┌──
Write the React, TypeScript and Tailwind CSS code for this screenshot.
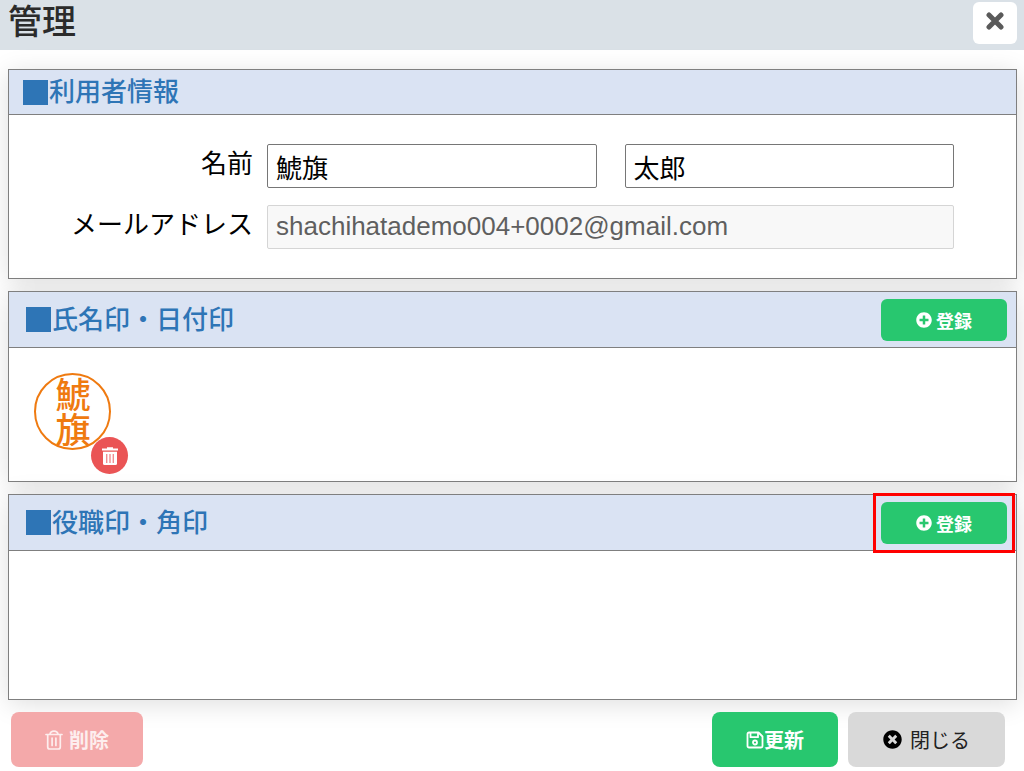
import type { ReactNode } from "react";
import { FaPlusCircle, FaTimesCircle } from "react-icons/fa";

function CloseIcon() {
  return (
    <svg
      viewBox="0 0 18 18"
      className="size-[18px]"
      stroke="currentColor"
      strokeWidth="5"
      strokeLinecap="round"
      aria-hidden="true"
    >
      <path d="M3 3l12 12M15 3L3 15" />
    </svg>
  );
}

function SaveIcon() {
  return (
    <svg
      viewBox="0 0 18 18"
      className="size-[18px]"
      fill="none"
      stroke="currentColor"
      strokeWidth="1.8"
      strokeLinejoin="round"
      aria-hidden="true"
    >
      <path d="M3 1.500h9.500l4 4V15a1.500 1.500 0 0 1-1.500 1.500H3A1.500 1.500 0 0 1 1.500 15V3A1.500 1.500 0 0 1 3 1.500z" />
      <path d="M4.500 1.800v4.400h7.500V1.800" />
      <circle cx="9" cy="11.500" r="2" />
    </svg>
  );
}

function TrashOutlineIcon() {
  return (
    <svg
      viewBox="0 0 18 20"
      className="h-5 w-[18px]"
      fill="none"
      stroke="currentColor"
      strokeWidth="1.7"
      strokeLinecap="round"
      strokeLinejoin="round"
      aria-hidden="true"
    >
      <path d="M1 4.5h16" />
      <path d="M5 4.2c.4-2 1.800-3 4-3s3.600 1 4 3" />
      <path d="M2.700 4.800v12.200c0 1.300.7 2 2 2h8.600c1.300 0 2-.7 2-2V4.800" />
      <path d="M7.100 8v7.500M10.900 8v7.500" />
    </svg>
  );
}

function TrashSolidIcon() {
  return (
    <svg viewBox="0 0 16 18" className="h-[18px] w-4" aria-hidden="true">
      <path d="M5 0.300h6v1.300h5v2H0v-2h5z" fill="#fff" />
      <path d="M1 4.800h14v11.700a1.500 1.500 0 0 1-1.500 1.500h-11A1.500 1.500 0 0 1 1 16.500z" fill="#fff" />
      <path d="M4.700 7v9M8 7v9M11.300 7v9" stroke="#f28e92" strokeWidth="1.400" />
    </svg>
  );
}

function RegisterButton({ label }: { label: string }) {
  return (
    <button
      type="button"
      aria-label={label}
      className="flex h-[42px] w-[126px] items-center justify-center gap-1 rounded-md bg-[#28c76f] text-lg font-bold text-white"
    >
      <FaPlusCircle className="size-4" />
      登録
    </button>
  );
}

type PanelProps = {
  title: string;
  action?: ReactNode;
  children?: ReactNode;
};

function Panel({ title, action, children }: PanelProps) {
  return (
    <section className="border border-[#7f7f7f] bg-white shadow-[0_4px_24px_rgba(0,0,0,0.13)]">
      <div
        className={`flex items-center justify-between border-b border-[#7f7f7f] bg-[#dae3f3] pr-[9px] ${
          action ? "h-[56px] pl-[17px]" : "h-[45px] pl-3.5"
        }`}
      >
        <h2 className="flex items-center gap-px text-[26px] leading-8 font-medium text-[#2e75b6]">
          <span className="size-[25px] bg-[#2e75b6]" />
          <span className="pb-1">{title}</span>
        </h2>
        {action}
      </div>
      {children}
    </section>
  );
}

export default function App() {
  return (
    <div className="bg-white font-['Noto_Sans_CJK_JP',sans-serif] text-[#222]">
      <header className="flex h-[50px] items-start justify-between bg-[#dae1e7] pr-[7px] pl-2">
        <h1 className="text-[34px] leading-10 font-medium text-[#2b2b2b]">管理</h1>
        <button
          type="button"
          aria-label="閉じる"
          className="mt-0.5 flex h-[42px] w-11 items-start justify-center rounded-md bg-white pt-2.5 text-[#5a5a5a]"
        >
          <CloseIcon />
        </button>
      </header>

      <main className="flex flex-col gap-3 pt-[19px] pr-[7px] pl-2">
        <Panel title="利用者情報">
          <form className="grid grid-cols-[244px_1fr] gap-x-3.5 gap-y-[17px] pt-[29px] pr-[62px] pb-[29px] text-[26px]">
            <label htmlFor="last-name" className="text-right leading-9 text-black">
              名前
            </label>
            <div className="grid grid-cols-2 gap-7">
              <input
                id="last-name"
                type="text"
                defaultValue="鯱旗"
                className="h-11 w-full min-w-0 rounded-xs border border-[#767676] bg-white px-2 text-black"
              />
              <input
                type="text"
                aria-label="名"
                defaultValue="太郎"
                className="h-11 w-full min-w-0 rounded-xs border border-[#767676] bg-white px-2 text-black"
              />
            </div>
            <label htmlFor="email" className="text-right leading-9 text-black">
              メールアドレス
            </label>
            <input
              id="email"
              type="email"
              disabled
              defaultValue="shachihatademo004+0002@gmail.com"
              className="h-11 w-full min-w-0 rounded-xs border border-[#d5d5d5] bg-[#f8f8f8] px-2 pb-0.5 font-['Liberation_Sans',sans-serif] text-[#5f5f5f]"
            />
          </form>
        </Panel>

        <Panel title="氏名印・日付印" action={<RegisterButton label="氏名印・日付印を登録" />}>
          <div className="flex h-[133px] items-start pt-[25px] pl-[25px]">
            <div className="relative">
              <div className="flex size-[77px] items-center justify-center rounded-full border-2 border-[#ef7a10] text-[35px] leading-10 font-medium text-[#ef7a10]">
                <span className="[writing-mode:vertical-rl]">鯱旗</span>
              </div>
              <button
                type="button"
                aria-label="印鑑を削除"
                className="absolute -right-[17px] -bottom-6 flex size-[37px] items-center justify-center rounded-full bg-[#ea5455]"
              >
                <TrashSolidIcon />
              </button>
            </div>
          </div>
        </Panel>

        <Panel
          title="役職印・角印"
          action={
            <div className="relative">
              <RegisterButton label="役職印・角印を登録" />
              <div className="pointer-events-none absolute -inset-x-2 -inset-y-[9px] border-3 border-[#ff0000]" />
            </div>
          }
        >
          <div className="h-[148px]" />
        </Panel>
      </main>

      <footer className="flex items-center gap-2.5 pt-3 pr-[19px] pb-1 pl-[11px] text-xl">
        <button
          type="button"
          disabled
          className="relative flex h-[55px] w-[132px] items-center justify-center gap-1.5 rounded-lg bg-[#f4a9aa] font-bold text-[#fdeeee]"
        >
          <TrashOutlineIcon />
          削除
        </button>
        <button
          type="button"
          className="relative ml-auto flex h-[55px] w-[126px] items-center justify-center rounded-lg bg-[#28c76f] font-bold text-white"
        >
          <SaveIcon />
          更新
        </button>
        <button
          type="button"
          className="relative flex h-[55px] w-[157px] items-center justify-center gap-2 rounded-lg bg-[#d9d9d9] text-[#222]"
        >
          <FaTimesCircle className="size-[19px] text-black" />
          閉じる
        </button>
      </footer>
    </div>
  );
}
└──
┌──
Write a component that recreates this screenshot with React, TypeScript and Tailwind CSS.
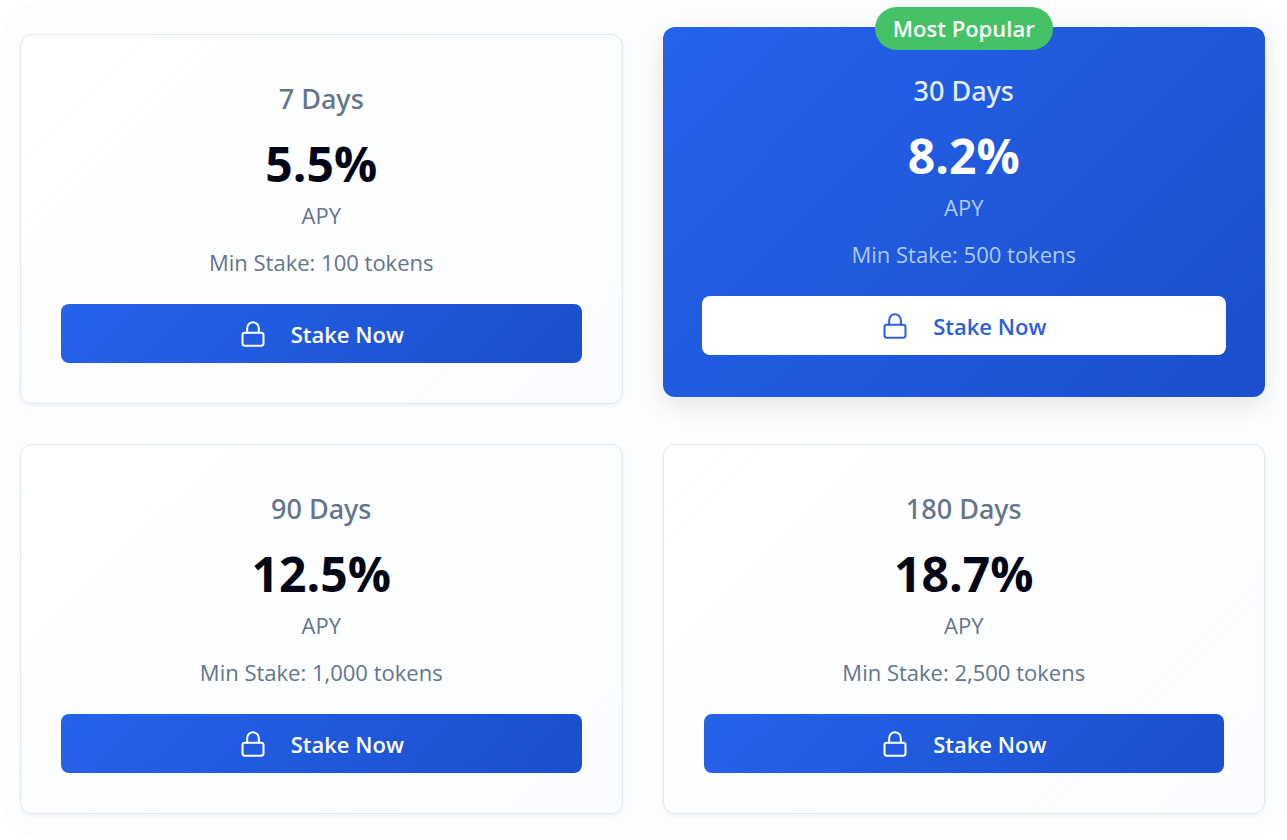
└──
What you need to do: Pick out each line containing "Write" and report it.

Result of this task:
Write the React, TypeScript and Tailwind CSS code for this screenshot.
Write a component that recreates this screenshot with React, TypeScript and Tailwind CSS.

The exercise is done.